MATERIAL.
* BEGIN *

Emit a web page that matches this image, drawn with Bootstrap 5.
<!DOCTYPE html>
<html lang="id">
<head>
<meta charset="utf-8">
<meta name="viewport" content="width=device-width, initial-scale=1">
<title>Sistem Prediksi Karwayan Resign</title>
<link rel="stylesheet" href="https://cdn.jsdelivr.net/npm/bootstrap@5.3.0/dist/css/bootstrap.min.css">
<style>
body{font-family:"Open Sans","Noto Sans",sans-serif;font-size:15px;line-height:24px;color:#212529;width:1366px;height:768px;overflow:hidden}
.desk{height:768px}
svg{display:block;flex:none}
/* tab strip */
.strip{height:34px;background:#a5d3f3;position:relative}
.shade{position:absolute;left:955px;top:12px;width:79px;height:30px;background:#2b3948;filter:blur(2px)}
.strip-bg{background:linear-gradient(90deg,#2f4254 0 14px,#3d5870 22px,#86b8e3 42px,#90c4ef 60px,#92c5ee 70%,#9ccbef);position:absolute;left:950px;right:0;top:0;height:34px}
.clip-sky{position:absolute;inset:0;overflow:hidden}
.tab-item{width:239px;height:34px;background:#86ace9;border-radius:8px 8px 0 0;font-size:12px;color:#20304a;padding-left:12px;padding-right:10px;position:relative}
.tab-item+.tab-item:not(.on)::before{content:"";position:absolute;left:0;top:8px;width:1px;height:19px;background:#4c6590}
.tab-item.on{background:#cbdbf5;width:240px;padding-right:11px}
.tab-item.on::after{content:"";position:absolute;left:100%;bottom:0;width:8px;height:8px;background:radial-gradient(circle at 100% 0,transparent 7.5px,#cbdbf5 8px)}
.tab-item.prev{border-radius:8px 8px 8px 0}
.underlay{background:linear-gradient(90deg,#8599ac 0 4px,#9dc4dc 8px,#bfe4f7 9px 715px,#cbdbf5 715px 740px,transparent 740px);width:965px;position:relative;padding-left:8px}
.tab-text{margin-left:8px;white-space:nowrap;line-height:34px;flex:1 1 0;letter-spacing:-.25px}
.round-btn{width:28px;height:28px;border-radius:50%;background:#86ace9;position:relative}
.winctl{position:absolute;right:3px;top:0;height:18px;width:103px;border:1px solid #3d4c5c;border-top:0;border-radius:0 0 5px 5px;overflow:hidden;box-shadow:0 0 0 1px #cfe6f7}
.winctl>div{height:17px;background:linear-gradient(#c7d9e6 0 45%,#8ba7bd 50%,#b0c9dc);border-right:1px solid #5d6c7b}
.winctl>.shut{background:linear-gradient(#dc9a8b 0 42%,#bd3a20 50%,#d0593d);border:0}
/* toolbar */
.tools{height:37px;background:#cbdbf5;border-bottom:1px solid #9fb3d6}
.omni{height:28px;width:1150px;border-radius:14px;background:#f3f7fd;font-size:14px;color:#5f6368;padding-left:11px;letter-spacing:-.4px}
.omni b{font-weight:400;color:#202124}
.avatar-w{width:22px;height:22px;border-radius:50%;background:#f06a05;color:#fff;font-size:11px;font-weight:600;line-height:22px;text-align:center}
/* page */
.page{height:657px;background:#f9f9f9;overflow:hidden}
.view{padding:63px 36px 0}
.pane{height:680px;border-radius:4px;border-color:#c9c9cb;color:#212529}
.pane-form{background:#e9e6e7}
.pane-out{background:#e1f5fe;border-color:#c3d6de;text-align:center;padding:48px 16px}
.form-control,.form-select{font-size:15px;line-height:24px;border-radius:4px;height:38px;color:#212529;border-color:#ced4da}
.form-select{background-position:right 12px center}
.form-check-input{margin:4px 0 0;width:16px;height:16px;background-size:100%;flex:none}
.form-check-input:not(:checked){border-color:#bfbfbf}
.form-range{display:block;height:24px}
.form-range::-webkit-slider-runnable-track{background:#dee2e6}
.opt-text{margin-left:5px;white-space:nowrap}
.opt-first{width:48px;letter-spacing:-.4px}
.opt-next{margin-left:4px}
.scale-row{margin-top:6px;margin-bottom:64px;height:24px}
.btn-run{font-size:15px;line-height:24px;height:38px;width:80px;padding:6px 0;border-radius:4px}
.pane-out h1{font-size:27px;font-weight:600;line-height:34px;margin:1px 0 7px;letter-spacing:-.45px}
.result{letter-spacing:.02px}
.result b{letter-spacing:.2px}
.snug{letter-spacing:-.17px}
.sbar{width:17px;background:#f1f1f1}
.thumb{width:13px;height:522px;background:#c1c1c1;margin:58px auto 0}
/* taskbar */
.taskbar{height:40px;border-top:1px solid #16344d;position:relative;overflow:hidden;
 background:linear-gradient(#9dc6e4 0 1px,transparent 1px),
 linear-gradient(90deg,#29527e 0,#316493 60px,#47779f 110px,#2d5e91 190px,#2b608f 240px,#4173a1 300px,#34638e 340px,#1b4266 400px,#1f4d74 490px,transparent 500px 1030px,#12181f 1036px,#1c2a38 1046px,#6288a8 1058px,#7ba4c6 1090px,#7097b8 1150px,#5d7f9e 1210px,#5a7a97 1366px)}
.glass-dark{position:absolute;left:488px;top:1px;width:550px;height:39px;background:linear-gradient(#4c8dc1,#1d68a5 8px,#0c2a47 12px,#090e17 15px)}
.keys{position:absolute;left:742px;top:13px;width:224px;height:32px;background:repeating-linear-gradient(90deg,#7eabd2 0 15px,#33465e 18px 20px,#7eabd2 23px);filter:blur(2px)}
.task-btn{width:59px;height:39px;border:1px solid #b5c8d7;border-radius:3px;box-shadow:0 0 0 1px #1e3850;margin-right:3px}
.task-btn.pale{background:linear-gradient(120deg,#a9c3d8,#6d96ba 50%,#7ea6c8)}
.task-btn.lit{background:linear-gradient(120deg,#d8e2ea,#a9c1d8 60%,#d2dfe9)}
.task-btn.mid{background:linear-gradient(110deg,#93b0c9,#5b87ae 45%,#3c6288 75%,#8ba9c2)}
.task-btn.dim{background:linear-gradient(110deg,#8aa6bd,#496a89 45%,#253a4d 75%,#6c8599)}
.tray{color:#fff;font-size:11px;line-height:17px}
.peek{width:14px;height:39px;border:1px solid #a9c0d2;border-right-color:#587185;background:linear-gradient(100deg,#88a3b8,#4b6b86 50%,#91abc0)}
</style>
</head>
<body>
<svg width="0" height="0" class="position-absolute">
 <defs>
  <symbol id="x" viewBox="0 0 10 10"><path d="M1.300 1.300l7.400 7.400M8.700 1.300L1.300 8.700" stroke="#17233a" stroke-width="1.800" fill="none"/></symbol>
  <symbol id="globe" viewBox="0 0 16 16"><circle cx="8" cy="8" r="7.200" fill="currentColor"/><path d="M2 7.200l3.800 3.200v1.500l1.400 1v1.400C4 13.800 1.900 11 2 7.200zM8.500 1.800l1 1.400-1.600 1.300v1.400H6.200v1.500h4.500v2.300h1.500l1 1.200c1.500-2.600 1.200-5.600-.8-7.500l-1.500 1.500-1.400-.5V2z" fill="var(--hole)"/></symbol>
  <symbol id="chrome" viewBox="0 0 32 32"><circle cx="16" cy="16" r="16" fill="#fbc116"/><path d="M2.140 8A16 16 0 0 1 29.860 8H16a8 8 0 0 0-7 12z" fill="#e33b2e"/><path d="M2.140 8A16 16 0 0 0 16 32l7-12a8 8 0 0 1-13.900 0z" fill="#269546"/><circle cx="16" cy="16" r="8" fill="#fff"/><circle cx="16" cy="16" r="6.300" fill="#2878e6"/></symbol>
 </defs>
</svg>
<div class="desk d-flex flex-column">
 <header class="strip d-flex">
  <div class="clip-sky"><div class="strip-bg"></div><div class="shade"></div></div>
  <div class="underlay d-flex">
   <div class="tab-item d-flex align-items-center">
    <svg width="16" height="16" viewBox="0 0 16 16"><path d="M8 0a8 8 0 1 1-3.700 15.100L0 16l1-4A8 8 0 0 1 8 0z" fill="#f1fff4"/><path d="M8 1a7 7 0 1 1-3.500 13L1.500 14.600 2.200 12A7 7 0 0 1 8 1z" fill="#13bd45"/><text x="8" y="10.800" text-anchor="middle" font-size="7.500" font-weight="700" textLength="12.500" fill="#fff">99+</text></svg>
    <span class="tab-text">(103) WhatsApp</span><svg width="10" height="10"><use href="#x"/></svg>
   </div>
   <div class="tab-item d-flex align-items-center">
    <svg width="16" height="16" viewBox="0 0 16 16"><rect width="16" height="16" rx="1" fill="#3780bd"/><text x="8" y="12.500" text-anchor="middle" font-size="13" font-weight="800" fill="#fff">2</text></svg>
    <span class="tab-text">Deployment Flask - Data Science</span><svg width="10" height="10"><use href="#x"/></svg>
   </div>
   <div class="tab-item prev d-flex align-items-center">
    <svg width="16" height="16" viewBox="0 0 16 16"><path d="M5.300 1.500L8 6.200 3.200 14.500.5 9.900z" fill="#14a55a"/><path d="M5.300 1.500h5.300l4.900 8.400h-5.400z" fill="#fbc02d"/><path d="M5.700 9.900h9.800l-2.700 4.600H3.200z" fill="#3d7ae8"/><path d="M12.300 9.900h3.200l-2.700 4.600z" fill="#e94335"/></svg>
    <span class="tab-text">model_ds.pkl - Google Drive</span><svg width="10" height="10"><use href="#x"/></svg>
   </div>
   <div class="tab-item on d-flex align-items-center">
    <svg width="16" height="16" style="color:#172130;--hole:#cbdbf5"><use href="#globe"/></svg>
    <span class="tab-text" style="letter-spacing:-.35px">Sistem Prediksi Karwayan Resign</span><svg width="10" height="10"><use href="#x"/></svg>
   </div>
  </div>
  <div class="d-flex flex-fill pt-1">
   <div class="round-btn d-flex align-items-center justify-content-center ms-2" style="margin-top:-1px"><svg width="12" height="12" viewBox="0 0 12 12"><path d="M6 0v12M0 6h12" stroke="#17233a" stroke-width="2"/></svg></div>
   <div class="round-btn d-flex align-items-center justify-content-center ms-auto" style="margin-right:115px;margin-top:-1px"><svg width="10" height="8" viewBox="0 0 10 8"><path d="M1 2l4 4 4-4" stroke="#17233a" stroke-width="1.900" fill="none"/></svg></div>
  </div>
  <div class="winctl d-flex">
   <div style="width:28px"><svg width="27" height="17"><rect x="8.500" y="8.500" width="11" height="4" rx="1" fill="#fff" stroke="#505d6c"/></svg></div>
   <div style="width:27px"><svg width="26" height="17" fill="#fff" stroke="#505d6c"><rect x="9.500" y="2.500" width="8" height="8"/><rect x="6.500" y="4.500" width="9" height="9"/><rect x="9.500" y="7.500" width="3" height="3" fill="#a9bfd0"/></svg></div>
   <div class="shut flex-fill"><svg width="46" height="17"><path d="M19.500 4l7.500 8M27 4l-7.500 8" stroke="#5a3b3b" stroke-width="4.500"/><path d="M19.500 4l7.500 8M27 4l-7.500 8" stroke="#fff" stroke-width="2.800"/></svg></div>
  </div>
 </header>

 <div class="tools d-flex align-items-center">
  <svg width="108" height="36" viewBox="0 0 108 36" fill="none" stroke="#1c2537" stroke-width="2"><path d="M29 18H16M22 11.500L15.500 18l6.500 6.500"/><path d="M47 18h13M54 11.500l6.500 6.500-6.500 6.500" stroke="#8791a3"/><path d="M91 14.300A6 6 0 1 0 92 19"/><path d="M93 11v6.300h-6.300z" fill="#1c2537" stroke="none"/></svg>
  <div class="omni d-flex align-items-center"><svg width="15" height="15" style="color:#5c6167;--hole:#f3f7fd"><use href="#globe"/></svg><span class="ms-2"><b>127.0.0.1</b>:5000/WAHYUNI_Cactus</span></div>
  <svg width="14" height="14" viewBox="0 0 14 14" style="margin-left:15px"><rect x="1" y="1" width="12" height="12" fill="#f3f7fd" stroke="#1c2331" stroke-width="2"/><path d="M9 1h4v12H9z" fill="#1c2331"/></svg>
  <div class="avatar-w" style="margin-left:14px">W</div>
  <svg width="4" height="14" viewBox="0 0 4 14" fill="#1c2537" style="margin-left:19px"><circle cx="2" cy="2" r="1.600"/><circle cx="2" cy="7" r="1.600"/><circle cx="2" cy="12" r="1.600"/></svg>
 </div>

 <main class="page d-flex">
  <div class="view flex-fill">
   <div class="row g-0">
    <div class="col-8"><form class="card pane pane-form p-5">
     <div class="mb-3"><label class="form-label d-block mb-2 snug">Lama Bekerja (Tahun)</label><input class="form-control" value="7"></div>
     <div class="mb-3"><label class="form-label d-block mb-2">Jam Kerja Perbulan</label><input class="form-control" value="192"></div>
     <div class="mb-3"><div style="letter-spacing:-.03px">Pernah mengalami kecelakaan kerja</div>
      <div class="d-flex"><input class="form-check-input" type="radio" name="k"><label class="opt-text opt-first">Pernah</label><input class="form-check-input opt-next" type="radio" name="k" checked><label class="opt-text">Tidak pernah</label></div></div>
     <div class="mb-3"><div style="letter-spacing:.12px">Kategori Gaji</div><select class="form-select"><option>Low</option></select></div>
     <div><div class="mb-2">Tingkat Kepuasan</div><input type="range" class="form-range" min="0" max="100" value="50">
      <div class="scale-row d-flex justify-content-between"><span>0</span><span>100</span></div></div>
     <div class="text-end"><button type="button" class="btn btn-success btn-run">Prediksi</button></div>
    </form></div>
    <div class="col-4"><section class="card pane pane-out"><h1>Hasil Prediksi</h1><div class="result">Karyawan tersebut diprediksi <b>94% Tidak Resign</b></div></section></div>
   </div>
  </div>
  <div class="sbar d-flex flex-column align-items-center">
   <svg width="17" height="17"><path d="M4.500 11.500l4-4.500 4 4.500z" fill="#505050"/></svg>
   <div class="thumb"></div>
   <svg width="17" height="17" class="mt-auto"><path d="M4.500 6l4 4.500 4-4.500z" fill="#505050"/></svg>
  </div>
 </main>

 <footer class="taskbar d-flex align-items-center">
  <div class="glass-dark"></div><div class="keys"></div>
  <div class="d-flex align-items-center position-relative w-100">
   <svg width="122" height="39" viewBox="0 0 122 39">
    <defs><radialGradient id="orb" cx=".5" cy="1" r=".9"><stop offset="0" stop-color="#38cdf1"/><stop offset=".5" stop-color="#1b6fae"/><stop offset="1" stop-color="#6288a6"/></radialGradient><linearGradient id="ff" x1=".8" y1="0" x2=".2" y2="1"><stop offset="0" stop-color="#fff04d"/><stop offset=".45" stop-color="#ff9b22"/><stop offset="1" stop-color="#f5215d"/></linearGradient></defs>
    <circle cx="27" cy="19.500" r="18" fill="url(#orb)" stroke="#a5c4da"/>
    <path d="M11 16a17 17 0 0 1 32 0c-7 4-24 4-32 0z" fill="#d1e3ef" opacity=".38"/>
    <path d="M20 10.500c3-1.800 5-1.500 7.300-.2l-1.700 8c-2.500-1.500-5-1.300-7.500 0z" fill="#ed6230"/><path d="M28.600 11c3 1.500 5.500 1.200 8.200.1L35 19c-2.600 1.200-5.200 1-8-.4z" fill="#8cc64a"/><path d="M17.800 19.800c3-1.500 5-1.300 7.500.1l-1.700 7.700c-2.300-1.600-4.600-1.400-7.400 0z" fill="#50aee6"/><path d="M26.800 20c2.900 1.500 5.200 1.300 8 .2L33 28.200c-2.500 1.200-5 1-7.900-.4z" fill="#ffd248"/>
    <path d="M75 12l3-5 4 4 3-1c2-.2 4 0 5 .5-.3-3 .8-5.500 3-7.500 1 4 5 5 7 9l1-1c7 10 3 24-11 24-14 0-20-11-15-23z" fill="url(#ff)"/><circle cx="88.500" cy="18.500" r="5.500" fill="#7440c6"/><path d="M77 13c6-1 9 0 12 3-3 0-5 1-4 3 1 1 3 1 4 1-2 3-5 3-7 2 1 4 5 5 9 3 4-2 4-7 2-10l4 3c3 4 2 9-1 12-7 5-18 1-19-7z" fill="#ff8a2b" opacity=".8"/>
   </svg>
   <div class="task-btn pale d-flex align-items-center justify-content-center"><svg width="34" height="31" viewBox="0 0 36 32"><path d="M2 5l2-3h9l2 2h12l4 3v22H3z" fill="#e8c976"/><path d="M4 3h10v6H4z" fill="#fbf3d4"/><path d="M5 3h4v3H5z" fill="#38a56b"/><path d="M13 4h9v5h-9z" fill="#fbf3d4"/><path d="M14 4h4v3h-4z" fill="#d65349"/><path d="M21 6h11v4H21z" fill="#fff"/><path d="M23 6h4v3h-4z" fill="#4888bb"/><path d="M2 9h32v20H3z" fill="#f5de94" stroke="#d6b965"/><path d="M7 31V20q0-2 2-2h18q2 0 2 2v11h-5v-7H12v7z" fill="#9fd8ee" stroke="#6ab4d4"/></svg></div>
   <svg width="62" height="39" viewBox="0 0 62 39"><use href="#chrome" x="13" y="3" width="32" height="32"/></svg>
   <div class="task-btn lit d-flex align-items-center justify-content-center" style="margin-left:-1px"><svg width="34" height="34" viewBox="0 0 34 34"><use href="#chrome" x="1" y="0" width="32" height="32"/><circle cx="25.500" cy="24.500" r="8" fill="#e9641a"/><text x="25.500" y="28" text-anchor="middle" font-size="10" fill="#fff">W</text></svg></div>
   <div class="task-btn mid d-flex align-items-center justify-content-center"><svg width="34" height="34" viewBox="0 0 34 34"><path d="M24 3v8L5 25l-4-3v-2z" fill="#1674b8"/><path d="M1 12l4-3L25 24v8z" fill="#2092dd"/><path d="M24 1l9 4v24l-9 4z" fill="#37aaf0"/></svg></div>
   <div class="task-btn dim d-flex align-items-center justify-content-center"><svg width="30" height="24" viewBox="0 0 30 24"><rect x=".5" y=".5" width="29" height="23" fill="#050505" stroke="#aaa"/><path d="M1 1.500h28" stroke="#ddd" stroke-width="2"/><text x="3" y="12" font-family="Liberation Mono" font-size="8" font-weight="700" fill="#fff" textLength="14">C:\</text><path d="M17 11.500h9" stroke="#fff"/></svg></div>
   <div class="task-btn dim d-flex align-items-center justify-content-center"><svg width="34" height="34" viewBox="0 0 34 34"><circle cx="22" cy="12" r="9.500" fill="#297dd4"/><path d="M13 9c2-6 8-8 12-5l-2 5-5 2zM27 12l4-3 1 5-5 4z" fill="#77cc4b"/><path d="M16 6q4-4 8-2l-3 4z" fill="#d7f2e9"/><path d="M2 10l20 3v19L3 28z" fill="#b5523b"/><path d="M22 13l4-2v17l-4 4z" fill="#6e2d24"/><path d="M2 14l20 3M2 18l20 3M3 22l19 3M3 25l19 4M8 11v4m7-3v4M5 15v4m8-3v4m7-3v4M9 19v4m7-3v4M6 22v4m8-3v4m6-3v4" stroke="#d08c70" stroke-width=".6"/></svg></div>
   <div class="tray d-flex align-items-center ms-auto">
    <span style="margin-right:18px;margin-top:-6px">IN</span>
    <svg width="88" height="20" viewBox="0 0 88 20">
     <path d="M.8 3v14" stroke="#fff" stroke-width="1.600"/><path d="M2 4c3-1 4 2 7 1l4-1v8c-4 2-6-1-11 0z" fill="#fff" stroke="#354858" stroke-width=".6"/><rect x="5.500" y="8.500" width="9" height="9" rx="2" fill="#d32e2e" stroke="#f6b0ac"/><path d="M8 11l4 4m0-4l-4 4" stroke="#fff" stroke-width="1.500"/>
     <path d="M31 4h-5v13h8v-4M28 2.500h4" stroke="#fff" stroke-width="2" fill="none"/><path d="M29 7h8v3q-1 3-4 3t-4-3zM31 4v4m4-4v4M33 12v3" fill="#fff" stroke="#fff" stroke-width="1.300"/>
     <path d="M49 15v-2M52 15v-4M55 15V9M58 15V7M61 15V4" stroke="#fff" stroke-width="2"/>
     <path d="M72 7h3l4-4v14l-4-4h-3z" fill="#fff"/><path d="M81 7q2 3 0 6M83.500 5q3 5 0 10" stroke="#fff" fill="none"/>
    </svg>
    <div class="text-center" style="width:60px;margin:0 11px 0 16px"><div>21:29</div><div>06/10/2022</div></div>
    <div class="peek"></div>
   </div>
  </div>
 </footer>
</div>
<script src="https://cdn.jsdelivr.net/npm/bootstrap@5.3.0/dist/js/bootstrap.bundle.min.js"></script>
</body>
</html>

* END *

WHAT TO WORK ON. Extract every line containing the string "page" from the data above.

REPLY TO THE EXERCISE.
Emit a web page that matches this image, drawn with Bootstrap 5.
/* page */
.page{height:657px;background:#f9f9f9;overflow:hidden}
 <main class="page d-flex">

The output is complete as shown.